At seven minutes and twenty nine seconds, ‘Hum’ is as audacious as it is a brilliant introduction to a record. But then Adult Jazz are an audacious proposition. Through nine tracks and 51 minutes, their debut album Gist Is, released on the band’s own label Spare Thought, is a voyage that’s startling, mesmerising and magical from start to finish, taking a labyrinthian, fragmented pop-not-pop path, through breathtaking detours, incorporating songs within songs, but very light on its feet and as playful as it is cerebral.

“Slippery and minimal,” was The Fly’s verdict in its top five ‘Ones To Watch’ for 2014. Reviewing ‘Springful/‘Am Gone’, the band’s AA-sided debut single released in January 2014, Stereogum described it as, “quirky and disjointed, yet somehow gliding gracefully through the air.” DIY magazine said, “a mind-bending strain of art-pop that promises to slot them somewhere alongside Wild Beasts and These New Puritans in terms of fantastically British seriousness.”

Whichever adjectives – and there will be many – are used to label Adult Jazz, only one thing is for certain: this music only obeys its own internal logic.

“We don’t see ourselves as having a sound, it’s more aspects that we agree are within the scope of what we do,” ventures singer and spokesperson Harry Burgess on behalf of bandmates Tom Howe, Tim Slater and Steven Wells. “Something melodic and friendly, but with an uncommon character.
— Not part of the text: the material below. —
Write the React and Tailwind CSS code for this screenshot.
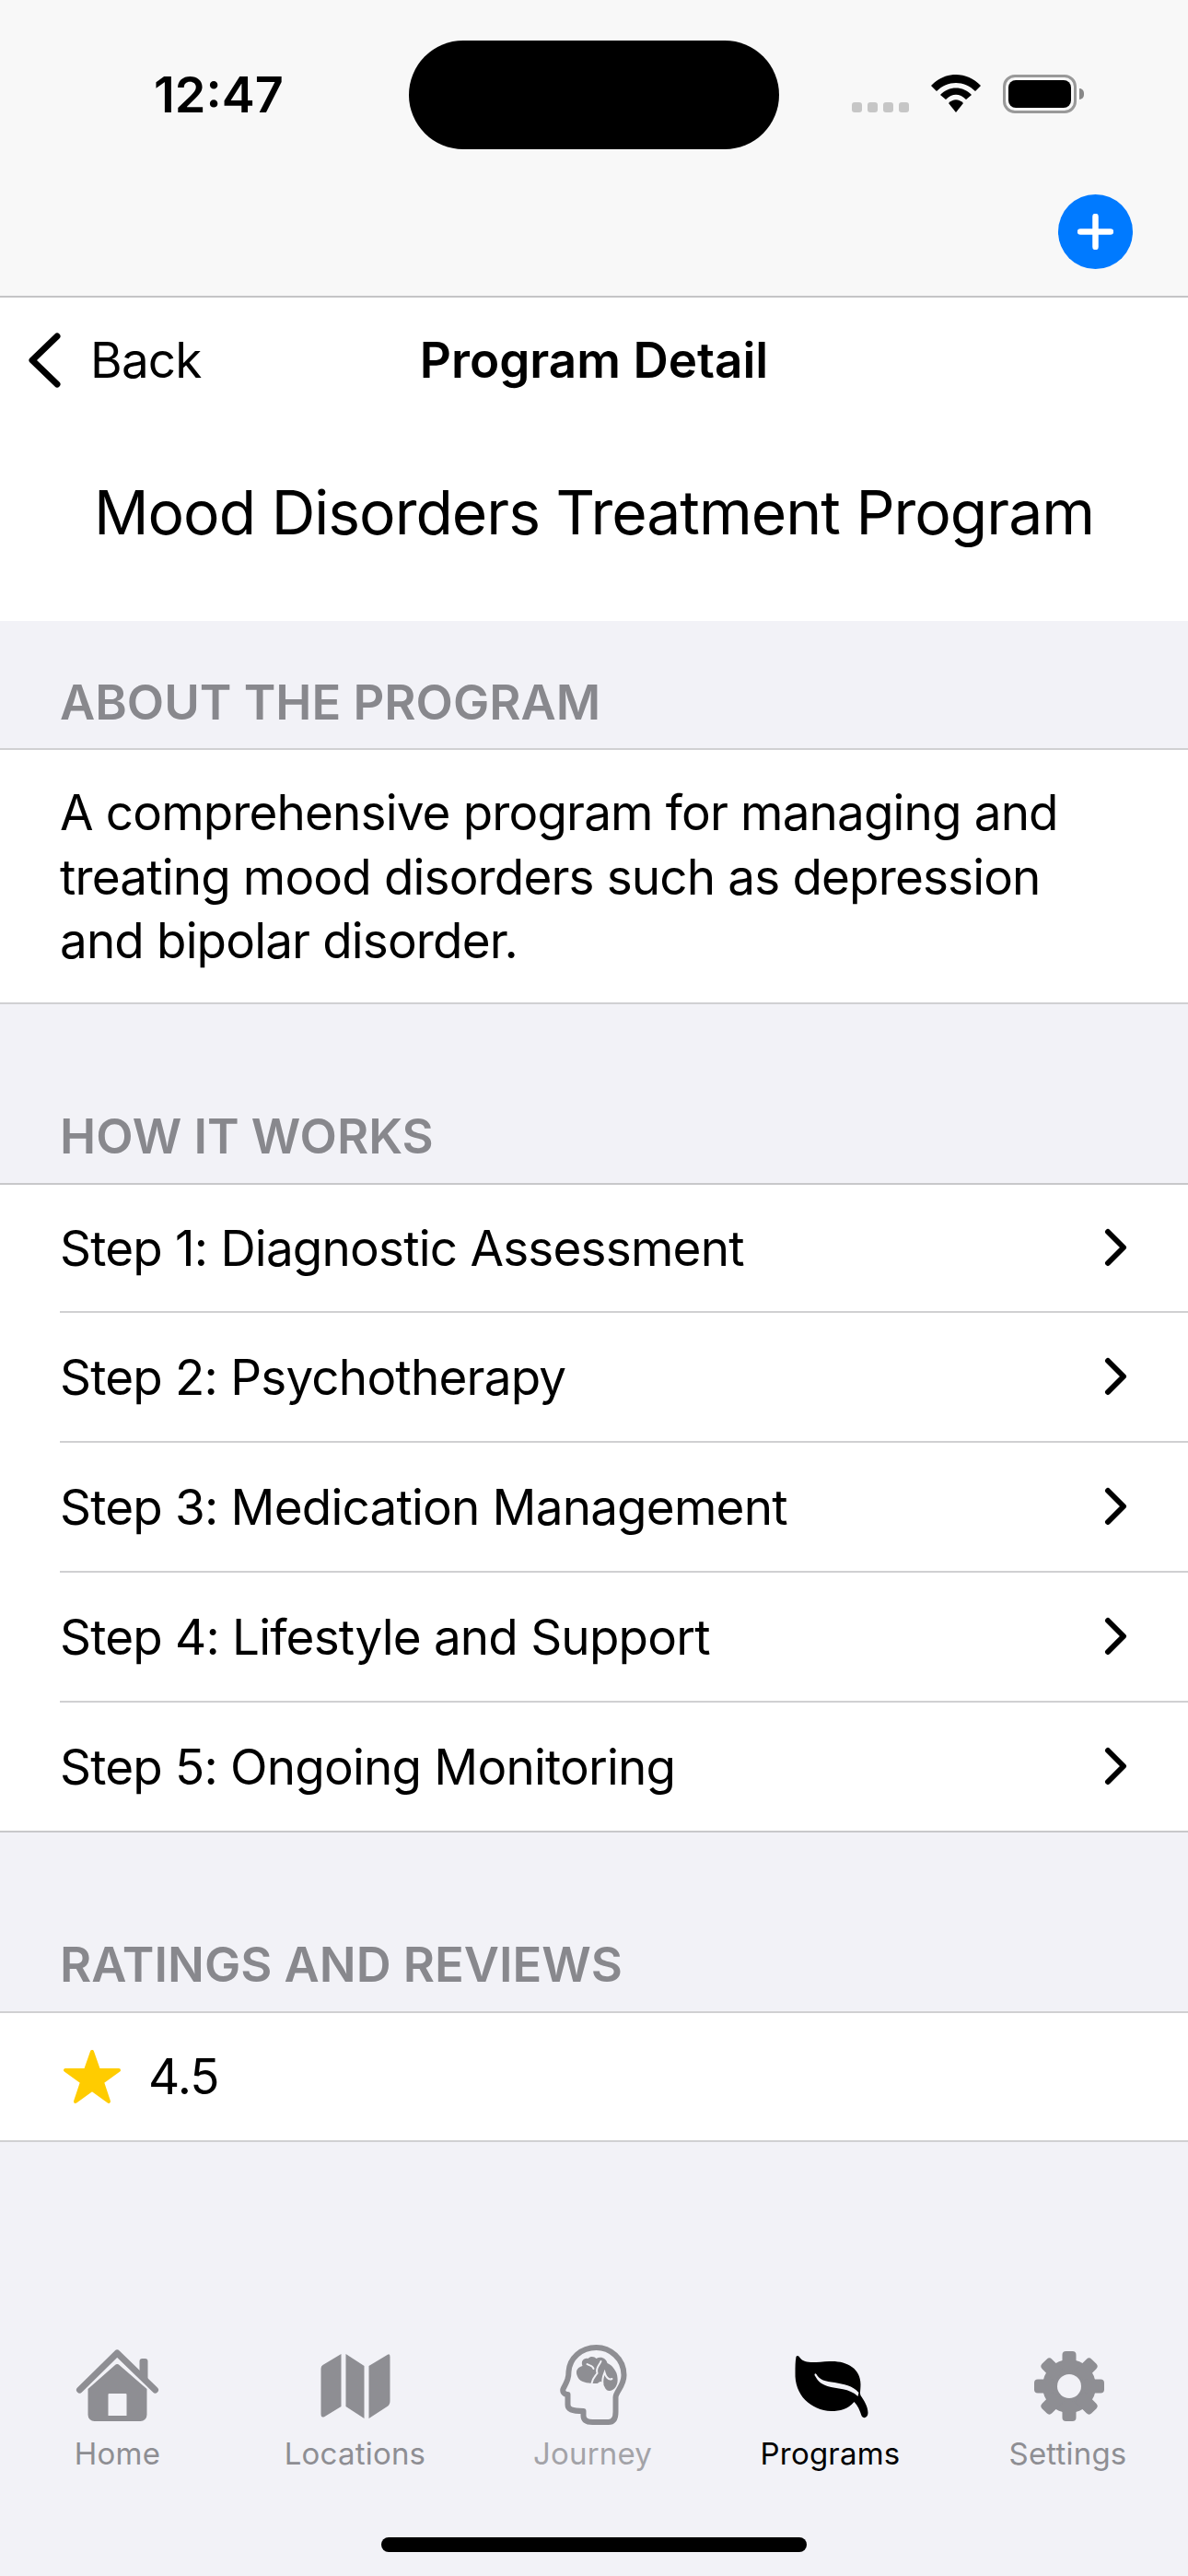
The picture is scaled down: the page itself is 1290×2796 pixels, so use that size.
import { useMemo } from 'react'

const FONT = 'font-["Inter","Noto_Sans",sans-serif]'

const steps = [
  'Step 1: Diagnostic Assessment',
  'Step 2: Psychotherapy',
  'Step 3: Medication Management',
  'Step 4: Lifestyle and Support',
  'Step 5: Ongoing Monitoring',
]

function HomeIcon() {
  return (
    <svg width="100" height="90" viewBox="77.5 2545 100 90" fill="#8e8e93">
      <path d="M151 2578 V2563 a3 3 0 0 1 3 -3 h3 a3 3 0 0 1 3 3 V2585 Z" />
      <path d="M86 2588 L126.7 2548 L168 2588" fill="none" stroke="#8e8e93" strokeWidth="7" strokeLinecap="round" strokeLinejoin="round" transform="translate(0 6)" />
      <path fillRule="evenodd" d="M95 2593 L124.5 2567 a3 3 0 0 1 4.5 0 L159 2593 V2621 a7 7 0 0 1 -7 7 H102 a7 7 0 0 1 -7 -7 Z M117 2599 a1 1 0 0 1 1 -1 H136 a1 1 0 0 1 1 1 V2622 H117 Z" />
    </svg>
  )
}

function MapIcon() {
  return (
    <svg width="100" height="90" viewBox="335.5 2545 100 90" fill="#8e8e93">
      <path d="M370 2555 V2612 L352 2623 Q348 2625 348 2620 V2571 Q348 2568 350 2567 Z" />
      <path d="M375 2555 L395 2568 V2625 L375 2612 Z" />
      <path d="M400 2568 L420 2556 Q423 2554 423 2558 V2606 Q423 2610 420 2612 L400 2625 Z" />
    </svg>
  )
}

function HeadIcon() {
  return (
    <svg width="100" height="90" viewBox="593.5 2545 100 90">
      <g transform="translate(540 2530)">
        <path
          d="M128 88 L128 72 C128 66 137 60 137 48 C137 30 122 18 107 18 C90 18 78 30 77 44 C77 52 75 55 71 63 C70 66 72 69 76 69 L76 80 C76 85 80 87 93 87 L93 92 C93 97 97 99 103 99 L120 99 C125 99 128 96 128 88 Z"
          fill="none"
          stroke="#8e8e93"
          strokeWidth="6"
          strokeLinejoin="round"
        />
        <path
          d="M86 48 C84 42 88 39 92 38 C90 33 93 29 98 30 C101 27 105 28 107 30 C112 27 118 30 119 35 C124 37 130 44 130 51 C131 58 127 65 121 65 C117 65 116 60 114 57 C112 53 110 56 108 57 L102 57 C94 56 88 55 86 48 Z"
          fill="#8e8e93"
        />
        <path d="M97 36 C100 38 103 37 104 41 M112 33 C110 38 106 40 108 46 C105 50 103 51 102 57 M124 52 C120 54 117 49 116 45 C114 50 113 53 114 58" fill="none" stroke="#f2f2f7" strokeWidth="2" strokeLinecap="round" />
      </g>
    </svg>
  )
}

function LeafIcon() {
  return (
    <svg width="100" height="90" viewBox="851.5 2545 100 90">
      <path
        fillRule="evenodd"
        fill="#000"
        d="M864 2558 C865 2556 867 2557 868 2559 C873 2566 884 2564 900 2563 C918 2562 934 2570 934 2588 C934 2594 933 2597 934 2600 C938 2606 942 2612 942 2619 C942 2624 937 2626 935 2622 C933 2616 931 2611 927 2607 C920 2615 912 2617 902 2617 C880 2616 862 2600 863 2575 C863 2569 863 2563 864 2558 Z M884 2578 C887 2583 889 2587 898 2590 C908 2593 922 2592 931 2601 L932 2597 C925 2589 916 2588 906 2586 C896 2585 889 2583 886 2577 C885 2576 884 2576 884 2578 Z"
      />
    </svg>
  )
}

function GearIcon() {
  const teeth = useMemo(() => [0, 45, 90, 135, 180, 225, 270, 315], [])
  return (
    <svg width="100" height="90" viewBox="1109.5 2545 100 90" fill="#8e8e93">
      <circle cx="1160.5" cy="2590" r="29" />
      {teeth.map(a => (
        <rect key={a} x="1153" y="2552" width="15" height="22" rx="4" transform={`rotate(${a} 1160.5 2590)`} />
      ))}
      <circle cx="1160.5" cy="2590" r="13" fill="#f2f2f7" />
    </svg>
  )
}

function Tab({ icon, label, className }) {
  return (
    <div className="flex flex-col items-center">
      {icon}
      <span className={`mt-[8px] h-[40px] text-[33px] leading-[40px] tracking-[0.2px] ${className}`}>{label}</span>
    </div>
  )
}

function SectionHeader({ children, className }) {
  return (
    <div className={`flex shrink-0 items-end pl-[65px] ${className}`}>
      <span className="text-[52.5px] leading-[60px] font-semibold text-[#88888d]">{children}</span>
    </div>
  )
}

function Chevron() {
  return (
    <svg width="27" height="42" viewBox="0 0 27 42" fill="none" stroke="#000" strokeWidth="6" strokeLinecap="round" strokeLinejoin="round">
      <path d="M5 4 L22 21 L5 38" />
    </svg>
  )
}

export default function App() {
  return (
    <div className={`flex h-[2796px] w-[1290px] flex-col overflow-hidden bg-[#f2f2f7] text-black ${FONT}`}>
      {/* status + toolbar */}
      <div className="h-[323px] shrink-0 border-b-2 border-[#c4c4c6] bg-[#f8f8f8]">
        <div className="flex pt-[44px]">
          <div className="w-[444px] pl-[167px] pt-[27px] text-[54px] font-semibold leading-[64px]">12:47</div>
          <div className="h-[118px] w-[402px] rounded-full bg-black" />
          <div className="flex items-start pl-[79px] pt-[37px]">
            <div className="mt-[30px] flex gap-[6px]">
              {[0, 1, 2, 3].map(i => <div key={i} className="h-[11px] w-[11px] rounded-[3px] bg-[#c6c6c6]" />)}
            </div>
            <svg className="ml-[24px]" width="54" height="41" viewBox="0 0 54 41" fill="#000">
              <path d="M0 12 C15 -4 39 -4 54 12 L48 18 C36 6 18 6 6 18 Z" />
              <path d="M10 22 C19 12 35 12 44 22 L38 27 C31 20 23 20 16 27 Z" />
              <path d="M19 31 C24 26 30 26 35 31 L27 41 Z" />
            </svg>
            <div className="ml-[24px] flex items-center">
              <div className="h-[42px] w-[80px] rounded-[13px] border-[3px] border-[#999] p-[3px]">
                <div className="h-full w-full rounded-[8px] bg-black" />
              </div>
              <div className="ml-[3px] h-[12px] w-[5px] rounded-r-full bg-[#888]" />
            </div>
          </div>
        </div>
        <div className="flex justify-end pr-[60px] pt-[49px]">
          <div className="flex h-[81px] w-[81px] items-center justify-center rounded-full bg-[#007aff]">
            <svg width="39" height="39" viewBox="0 0 39 39" stroke="#fff" strokeWidth="6.5" strokeLinecap="round">
              <path d="M19.5 3 V36 M3 19.5 H36" />
            </svg>
          </div>
        </div>
      </div>

      {/* nav */}
      <div className="relative flex h-[136px] shrink-0 items-center justify-center bg-white">
        <div className="absolute left-[30px] flex items-center">
          <svg width="36" height="60" viewBox="0 0 36 60" fill="none" stroke="#000" strokeWidth="7" strokeLinecap="round" strokeLinejoin="round">
            <path d="M32 4 L5 30 L32 56" />
          </svg>
          <span className="ml-[32px] text-[53px] leading-[60px] tracking-[-0.8px]">Back</span>
        </div>
        <span className="text-[53px] font-semibold leading-[60px]">Program Detail</span>
      </div>
      <div className="flex h-[215px] shrink-0 justify-center bg-white pt-[66px]">
        <span className="text-[66px] leading-[62px] tracking-[-1px]">Mood Disorders Treatment Program</span>
      </div>

      <SectionHeader className="h-[138px] pb-[20px]">ABOUT THE PROGRAM</SectionHeader>
      <div className="shrink-0 border-y-2 border-[#d0d0d2] bg-white pb-[31px] pl-[65px] pr-[100px] pt-[34px] text-[53px] leading-[69.6px] tracking-[-0.85px]">
        A comprehensive program for managing and treating mood disorders such as depression and bipolar disorder.
      </div>

      <SectionHeader className="h-[194px] pb-[21px]">HOW IT WORKS</SectionHeader>
      <div className="shrink-0 border-y-2 border-[#c8c8ca] bg-white pl-[65px]">
        {steps.map((s, i) => (
          <div
            key={s}
            className={`flex items-center justify-between pr-[65px] ${i === 0 || i === steps.length - 1 ? 'h-[139px]' : 'h-[141px]'} ${i < steps.length - 1 ? 'border-b-2 border-[#d0d0d2]' : ''}`}
          >
            <span className="pt-[2px] text-[53px] leading-[60px] tracking-[-0.8px]">{s}</span>
            <Chevron />
          </div>
        ))}
      </div>

      <SectionHeader className="h-[194px] pb-[21px]">RATINGS AND REVIEWS</SectionHeader>
      <div className="flex h-[142px] shrink-0 items-center border-y-2 border-[#d0d0d2] bg-white pl-[68px]">
        <svg width="64" height="60" viewBox="0 0 64 60" fill="#ffcc00" stroke="#ffcc00" strokeWidth="4" strokeLinejoin="round">
          <path d="M32 3 L39 23 L61 23 L43 36 L50 57 L32 44 L14 57 L21 36 L3 23 L25 23 Z" />
        </svg>
        <span className="ml-[29px] text-[53px] leading-[60px] tracking-[-0.8px]">4.5</span>
      </div>

      {/* tab bar */}
      <div className="mt-auto grid grid-cols-[repeat(5,258px)] -ml-[1.5px]">
        <Tab icon={<HomeIcon />} label="Home" className="text-[#8e8e93]" />
        <Tab icon={<MapIcon />} label="Locations" className="text-[#8e8e93]" />
        <Tab icon={<HeadIcon />} label="Journey" className="text-[#a3a3a8]" />
        <Tab icon={<LeafIcon />} label="Programs" className="text-black" />
        <Tab icon={<GearIcon />} label="Settings" className="text-[#8e8e93]" />
      </div>
      <div className="mb-[26px] mt-[71px] flex justify-center">
        <div className="h-[16px] w-[462px] rounded-full bg-black" />
      </div>
    </div>
  )
}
We like that juxtaposition between, say, something my mother would like, and something she would find difficult! We also don’t feel it’s necessary to tap an idea if we’ve done it once. It means the voices and words are free to be explored and dance around.”

That sense of exploration and freedom defines the sound and vision of Gist Is, from the upbeat, off-the-beat orbit of ‘Am Gone’ to the uncanny, skittering lullaby ‘Pigeon Skulls’, from the surging dig-rhythms of ‘Idiot Mantra’ to the shifting sections over ten entrancing minutes that is ‘Spook’, from “big, slow build to big joyful explosion to a reflective middle, then a massive long grandiose build to an end,” says Harry. On its own, ‘Springful’, appears to transform from blues spiritual to folk-pop to an Afro-tinged passage, which seems to keep the band off-guard as much as the listener. There are myriad samples, sonics that don’t readily admit which instrument made them on, and Harry’s vocal dexterity, judiciously employing falsetto rather than using it as an over-egged default mechanism.

Gist Is also evolved intuitively, taking four years to finish. Studies (and more recently, day jobs) had to be factored in, but the dominant factor was having the freedom, “to write and to realise a direction as we went along. There was no prescribed path for the album, so we could take an internalised approach.”

Enigmatic, non-linear, challenging, fascinating, complex it wouldn’t be ‘Adult Jazz’ if everything was spelt out and instantly understood. The gist is, Gist Is invites the listener to take time to discover its multiple folds, corners and tangents: but what is absolutely certain is a unique proposition, the combination of four audacious and brilliant musical minds.